++++ Information provided

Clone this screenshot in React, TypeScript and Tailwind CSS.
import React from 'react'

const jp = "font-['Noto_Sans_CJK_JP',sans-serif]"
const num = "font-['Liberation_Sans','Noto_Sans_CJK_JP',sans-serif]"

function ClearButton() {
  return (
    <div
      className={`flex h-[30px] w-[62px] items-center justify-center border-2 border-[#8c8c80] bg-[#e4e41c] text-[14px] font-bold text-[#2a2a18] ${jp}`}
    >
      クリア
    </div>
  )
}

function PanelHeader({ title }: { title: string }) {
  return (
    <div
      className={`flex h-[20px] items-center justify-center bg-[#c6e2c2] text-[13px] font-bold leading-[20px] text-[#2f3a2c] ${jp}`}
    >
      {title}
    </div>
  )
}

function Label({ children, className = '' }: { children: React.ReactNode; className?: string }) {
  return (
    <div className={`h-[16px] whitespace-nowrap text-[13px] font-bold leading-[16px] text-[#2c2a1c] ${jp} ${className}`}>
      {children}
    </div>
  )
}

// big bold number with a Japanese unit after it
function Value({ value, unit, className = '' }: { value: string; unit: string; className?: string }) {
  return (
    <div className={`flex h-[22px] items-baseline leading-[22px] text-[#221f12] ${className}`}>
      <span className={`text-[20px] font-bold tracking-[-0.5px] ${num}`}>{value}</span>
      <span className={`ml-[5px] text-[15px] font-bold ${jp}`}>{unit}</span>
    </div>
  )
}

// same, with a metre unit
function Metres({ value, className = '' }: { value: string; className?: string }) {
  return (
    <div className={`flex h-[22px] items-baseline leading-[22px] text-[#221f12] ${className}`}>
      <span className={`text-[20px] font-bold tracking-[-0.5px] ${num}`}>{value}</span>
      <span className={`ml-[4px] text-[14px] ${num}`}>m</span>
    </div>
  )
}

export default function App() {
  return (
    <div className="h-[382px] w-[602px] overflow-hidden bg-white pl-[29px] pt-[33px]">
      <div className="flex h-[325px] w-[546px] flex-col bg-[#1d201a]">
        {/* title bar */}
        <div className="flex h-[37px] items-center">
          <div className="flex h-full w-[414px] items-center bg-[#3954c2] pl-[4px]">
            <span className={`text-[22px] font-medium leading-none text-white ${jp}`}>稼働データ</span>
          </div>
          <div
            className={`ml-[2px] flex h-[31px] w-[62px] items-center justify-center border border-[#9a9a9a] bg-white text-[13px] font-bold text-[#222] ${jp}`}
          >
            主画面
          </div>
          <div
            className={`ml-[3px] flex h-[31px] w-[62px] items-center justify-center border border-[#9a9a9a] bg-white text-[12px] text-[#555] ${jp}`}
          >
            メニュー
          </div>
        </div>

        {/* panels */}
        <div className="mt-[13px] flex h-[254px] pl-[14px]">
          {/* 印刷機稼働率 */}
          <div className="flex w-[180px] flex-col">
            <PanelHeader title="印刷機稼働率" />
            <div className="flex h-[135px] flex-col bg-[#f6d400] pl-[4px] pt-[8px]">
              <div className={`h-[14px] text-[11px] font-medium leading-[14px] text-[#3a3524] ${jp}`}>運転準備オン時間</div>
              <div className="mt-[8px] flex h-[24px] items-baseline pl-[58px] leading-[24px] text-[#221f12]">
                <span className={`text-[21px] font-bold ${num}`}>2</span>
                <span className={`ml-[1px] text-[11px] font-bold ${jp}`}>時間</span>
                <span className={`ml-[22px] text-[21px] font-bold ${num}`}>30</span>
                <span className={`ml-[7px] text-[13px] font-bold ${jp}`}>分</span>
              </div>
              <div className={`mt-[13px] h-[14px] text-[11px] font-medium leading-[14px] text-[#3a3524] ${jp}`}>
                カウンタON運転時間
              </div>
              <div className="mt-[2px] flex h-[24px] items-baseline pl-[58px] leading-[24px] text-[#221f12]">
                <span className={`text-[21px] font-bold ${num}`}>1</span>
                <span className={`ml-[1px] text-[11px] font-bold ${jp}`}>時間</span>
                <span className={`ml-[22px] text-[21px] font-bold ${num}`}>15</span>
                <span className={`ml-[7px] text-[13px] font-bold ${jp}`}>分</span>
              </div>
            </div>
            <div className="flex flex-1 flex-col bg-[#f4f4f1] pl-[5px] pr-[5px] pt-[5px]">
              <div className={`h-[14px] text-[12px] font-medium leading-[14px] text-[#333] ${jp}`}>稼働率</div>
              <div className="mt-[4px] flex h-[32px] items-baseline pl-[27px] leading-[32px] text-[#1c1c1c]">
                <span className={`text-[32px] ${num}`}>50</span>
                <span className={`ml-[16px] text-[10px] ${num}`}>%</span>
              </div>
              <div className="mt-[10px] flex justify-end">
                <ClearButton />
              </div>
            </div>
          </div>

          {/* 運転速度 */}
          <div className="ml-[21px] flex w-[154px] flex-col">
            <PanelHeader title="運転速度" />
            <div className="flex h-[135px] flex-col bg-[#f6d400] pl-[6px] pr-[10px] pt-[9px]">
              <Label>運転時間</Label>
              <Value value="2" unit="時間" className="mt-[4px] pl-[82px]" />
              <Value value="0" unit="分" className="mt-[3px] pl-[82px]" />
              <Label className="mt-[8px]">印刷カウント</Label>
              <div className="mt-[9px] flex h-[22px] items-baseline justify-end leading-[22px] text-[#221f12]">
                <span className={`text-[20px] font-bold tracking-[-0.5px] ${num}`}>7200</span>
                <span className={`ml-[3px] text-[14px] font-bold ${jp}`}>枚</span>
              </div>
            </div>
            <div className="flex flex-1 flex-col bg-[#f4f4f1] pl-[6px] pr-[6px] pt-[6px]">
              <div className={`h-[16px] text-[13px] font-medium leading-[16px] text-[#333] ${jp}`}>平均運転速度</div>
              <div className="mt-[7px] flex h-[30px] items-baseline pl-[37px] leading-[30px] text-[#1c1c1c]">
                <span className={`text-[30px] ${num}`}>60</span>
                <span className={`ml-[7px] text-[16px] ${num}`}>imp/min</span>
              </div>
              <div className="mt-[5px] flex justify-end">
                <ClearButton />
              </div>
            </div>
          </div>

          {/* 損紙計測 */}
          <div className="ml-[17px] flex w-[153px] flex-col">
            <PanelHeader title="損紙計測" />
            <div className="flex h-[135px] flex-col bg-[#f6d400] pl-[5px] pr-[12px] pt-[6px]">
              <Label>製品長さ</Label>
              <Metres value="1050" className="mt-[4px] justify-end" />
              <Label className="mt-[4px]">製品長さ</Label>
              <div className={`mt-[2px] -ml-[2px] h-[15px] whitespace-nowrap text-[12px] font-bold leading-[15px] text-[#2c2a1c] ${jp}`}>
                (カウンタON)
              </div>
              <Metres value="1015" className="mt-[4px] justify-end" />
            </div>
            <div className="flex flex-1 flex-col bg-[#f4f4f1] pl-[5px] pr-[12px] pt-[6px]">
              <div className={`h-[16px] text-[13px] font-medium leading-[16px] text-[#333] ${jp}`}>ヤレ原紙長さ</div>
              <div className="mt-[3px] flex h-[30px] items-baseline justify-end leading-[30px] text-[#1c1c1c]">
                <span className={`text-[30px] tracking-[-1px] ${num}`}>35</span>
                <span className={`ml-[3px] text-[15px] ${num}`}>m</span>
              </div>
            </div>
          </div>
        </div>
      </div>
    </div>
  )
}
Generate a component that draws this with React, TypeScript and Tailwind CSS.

++++++++

**Work instructions**
Would you give the material above again, complete and exact?

**Solution to this problem**
Clone this screenshot in React, TypeScript and Tailwind CSS.
import React from 'react'

const jp = "font-['Noto_Sans_CJK_JP',sans-serif]"
const num = "font-['Liberation_Sans','Noto_Sans_CJK_JP',sans-serif]"

function ClearButton() {
  return (
    <div
      className={`flex h-[30px] w-[62px] items-center justify-center border-2 border-[#8c8c80] bg-[#e4e41c] text-[14px] font-bold text-[#2a2a18] ${jp}`}
    >
      クリア
    </div>
  )
}

function PanelHeader({ title }: { title: string }) {
  return (
    <div
      className={`flex h-[20px] items-center justify-center bg-[#c6e2c2] text-[13px] font-bold leading-[20px] text-[#2f3a2c] ${jp}`}
    >
      {title}
    </div>
  )
}

function Label({ children, className = '' }: { children: React.ReactNode; className?: string }) {
  return (
    <div className={`h-[16px] whitespace-nowrap text-[13px] font-bold leading-[16px] text-[#2c2a1c] ${jp} ${className}`}>
      {children}
    </div>
  )
}

// big bold number with a Japanese unit after it
function Value({ value, unit, className = '' }: { value: string; unit: string; className?: string }) {
  return (
    <div className={`flex h-[22px] items-baseline leading-[22px] text-[#221f12] ${className}`}>
      <span className={`text-[20px] font-bold tracking-[-0.5px] ${num}`}>{value}</span>
      <span className={`ml-[5px] text-[15px] font-bold ${jp}`}>{unit}</span>
    </div>
  )
}

// same, with a metre unit
function Metres({ value, className = '' }: { value: string; className?: string }) {
  return (
    <div className={`flex h-[22px] items-baseline leading-[22px] text-[#221f12] ${className}`}>
      <span className={`text-[20px] font-bold tracking-[-0.5px] ${num}`}>{value}</span>
      <span className={`ml-[4px] text-[14px] ${num}`}>m</span>
    </div>
  )
}

export default function App() {
  return (
    <div className="h-[382px] w-[602px] overflow-hidden bg-white pl-[29px] pt-[33px]">
      <div className="flex h-[325px] w-[546px] flex-col bg-[#1d201a]">
        {/* title bar */}
        <div className="flex h-[37px] items-center">
          <div className="flex h-full w-[414px] items-center bg-[#3954c2] pl-[4px]">
            <span className={`text-[22px] font-medium leading-none text-white ${jp}`}>稼働データ</span>
          </div>
          <div
            className={`ml-[2px] flex h-[31px] w-[62px] items-center justify-center border border-[#9a9a9a] bg-white text-[13px] font-bold text-[#222] ${jp}`}
          >
            主画面
          </div>
          <div
            className={`ml-[3px] flex h-[31px] w-[62px] items-center justify-center border border-[#9a9a9a] bg-white text-[12px] text-[#555] ${jp}`}
          >
            メニュー
          </div>
        </div>

        {/* panels */}
        <div className="mt-[13px] flex h-[254px] pl-[14px]">
          {/* 印刷機稼働率 */}
          <div className="flex w-[180px] flex-col">
            <PanelHeader title="印刷機稼働率" />
            <div className="flex h-[135px] flex-col bg-[#f6d400] pl-[4px] pt-[8px]">
              <div className={`h-[14px] text-[11px] font-medium leading-[14px] text-[#3a3524] ${jp}`}>運転準備オン時間</div>
              <div className="mt-[8px] flex h-[24px] items-baseline pl-[58px] leading-[24px] text-[#221f12]">
                <span className={`text-[21px] font-bold ${num}`}>2</span>
                <span className={`ml-[1px] text-[11px] font-bold ${jp}`}>時間</span>
                <span className={`ml-[22px] text-[21px] font-bold ${num}`}>30</span>
                <span className={`ml-[7px] text-[13px] font-bold ${jp}`}>分</span>
              </div>
              <div className={`mt-[13px] h-[14px] text-[11px] font-medium leading-[14px] text-[#3a3524] ${jp}`}>
                カウンタON運転時間
              </div>
              <div className="mt-[2px] flex h-[24px] items-baseline pl-[58px] leading-[24px] text-[#221f12]">
                <span className={`text-[21px] font-bold ${num}`}>1</span>
                <span className={`ml-[1px] text-[11px] font-bold ${jp}`}>時間</span>
                <span className={`ml-[22px] text-[21px] font-bold ${num}`}>15</span>
                <span className={`ml-[7px] text-[13px] font-bold ${jp}`}>分</span>
              </div>
            </div>
            <div className="flex flex-1 flex-col bg-[#f4f4f1] pl-[5px] pr-[5px] pt-[5px]">
              <div className={`h-[14px] text-[12px] font-medium leading-[14px] text-[#333] ${jp}`}>稼働率</div>
              <div className="mt-[4px] flex h-[32px] items-baseline pl-[27px] leading-[32px] text-[#1c1c1c]">
                <span className={`text-[32px] ${num}`}>50</span>
                <span className={`ml-[16px] text-[10px] ${num}`}>%</span>
              </div>
              <div className="mt-[10px] flex justify-end">
                <ClearButton />
              </div>
            </div>
          </div>

          {/* 運転速度 */}
          <div className="ml-[21px] flex w-[154px] flex-col">
            <PanelHeader title="運転速度" />
            <div className="flex h-[135px] flex-col bg-[#f6d400] pl-[6px] pr-[10px] pt-[9px]">
              <Label>運転時間</Label>
              <Value value="2" unit="時間" className="mt-[4px] pl-[82px]" />
              <Value value="0" unit="分" className="mt-[3px] pl-[82px]" />
              <Label className="mt-[8px]">印刷カウント</Label>
              <div className="mt-[9px] flex h-[22px] items-baseline justify-end leading-[22px] text-[#221f12]">
                <span className={`text-[20px] font-bold tracking-[-0.5px] ${num}`}>7200</span>
                <span className={`ml-[3px] text-[14px] font-bold ${jp}`}>枚</span>
              </div>
            </div>
            <div className="flex flex-1 flex-col bg-[#f4f4f1] pl-[6px] pr-[6px] pt-[6px]">
              <div className={`h-[16px] text-[13px] font-medium leading-[16px] text-[#333] ${jp}`}>平均運転速度</div>
              <div className="mt-[7px] flex h-[30px] items-baseline pl-[37px] leading-[30px] text-[#1c1c1c]">
                <span className={`text-[30px] ${num}`}>60</span>
                <span className={`ml-[7px] text-[16px] ${num}`}>imp/min</span>
              </div>
              <div className="mt-[5px] flex justify-end">
                <ClearButton />
              </div>
            </div>
          </div>

          {/* 損紙計測 */}
          <div className="ml-[17px] flex w-[153px] flex-col">
            <PanelHeader title="損紙計測" />
            <div className="flex h-[135px] flex-col bg-[#f6d400] pl-[5px] pr-[12px] pt-[6px]">
              <Label>製品長さ</Label>
              <Metres value="1050" className="mt-[4px] justify-end" />
              <Label className="mt-[4px]">製品長さ</Label>
              <div className={`mt-[2px] -ml-[2px] h-[15px] whitespace-nowrap text-[12px] font-bold leading-[15px] text-[#2c2a1c] ${jp}`}>
                (カウンタON)
              </div>
              <Metres value="1015" className="mt-[4px] justify-end" />
            </div>
            <div className="flex flex-1 flex-col bg-[#f4f4f1] pl-[5px] pr-[12px] pt-[6px]">
              <div className={`h-[16px] text-[13px] font-medium leading-[16px] text-[#333] ${jp}`}>ヤレ原紙長さ</div>
              <div className="mt-[3px] flex h-[30px] items-baseline justify-end leading-[30px] text-[#1c1c1c]">
                <span className={`text-[30px] tracking-[-1px] ${num}`}>35</span>
                <span className={`ml-[3px] text-[15px] ${num}`}>m</span>
              </div>
            </div>
          </div>
        </div>
      </div>
    </div>
  )
}
Generate a component that draws this with React, TypeScript and Tailwind CSS.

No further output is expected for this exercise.